After the NSA meeting January 6, residents noticed stepped up police activity in Magnolia. Those actions by SPD were confirmed by the West Precinct Captain, Chris Fowler in an interview with Magnolia Voice.
“We opened up one of the Safe Lots on West Armory Way. We were able to move ten to twelve RVs into that area. There were fourteen or so in the Magnolia area. We whittled that down to a couple,” he said.
Not all in attendance were supportive of the effort to vanquish the RVs. A few in the audience with decidedly younger faces were vocal to the point of yelling disruptions, defending the homeless community from perceived attacks. At one point, an NSA member spoke quietly with an overly boisterous attendee and was successful in getting him to calm down.
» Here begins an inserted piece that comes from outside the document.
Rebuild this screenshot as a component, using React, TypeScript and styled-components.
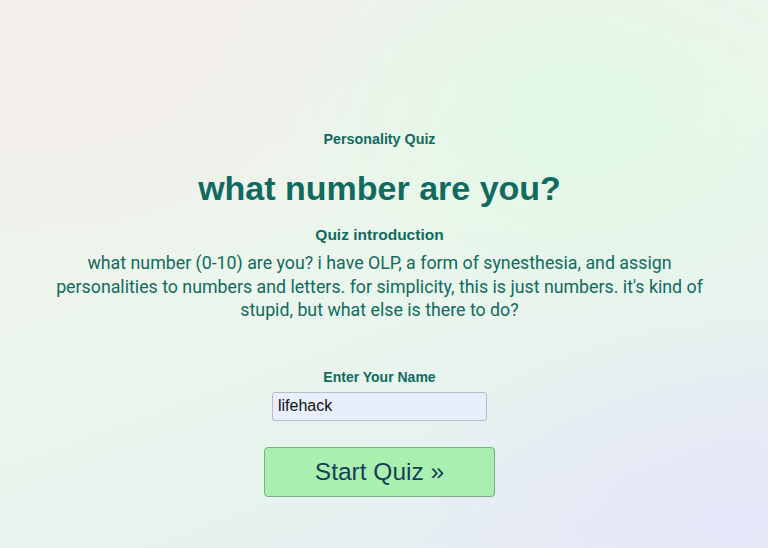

To the credit of the organizers, the meeting never got out of hand.
In the end there was still much distance between the demand for a 180-day “moratorium,” followed by a complete RV ban, as requested by the Alliance, and what the City could promise now.
“There are over 300 people currently living in their vehicles,” Scott Lindsay explained. “What a strict moratorium would mean, if we can’t get those folks into their vehicles, ultimately the solution is the impoundment of those vehicles. For some RVs that is absolutely going to be the solution. But for other vehicles with people living in them – economically displaced persons, even a drug addict engaged in low-level crime – to simply impound the vehicle and leave them with nothing on the streets, is a rash reaction.”
Following the meeting, Gary Hunter had a request:
“Every member of every neighborhood in the city needs to reach out to their City Council representative and compel them to change the policy in the City of Seattle, and do the best they can to represent the constituents to which they serve.”
Cindy Pierce, who heads up the Neighborhood Safety Alliance was not entirely satisfied with statements from city officials.
“We did not get an answer on RVs parked in industrial areas,” she said. “As it sits right now, nothing’s changed. We were told they were going to be enforcing the law more strictly. We’ll wait and see.”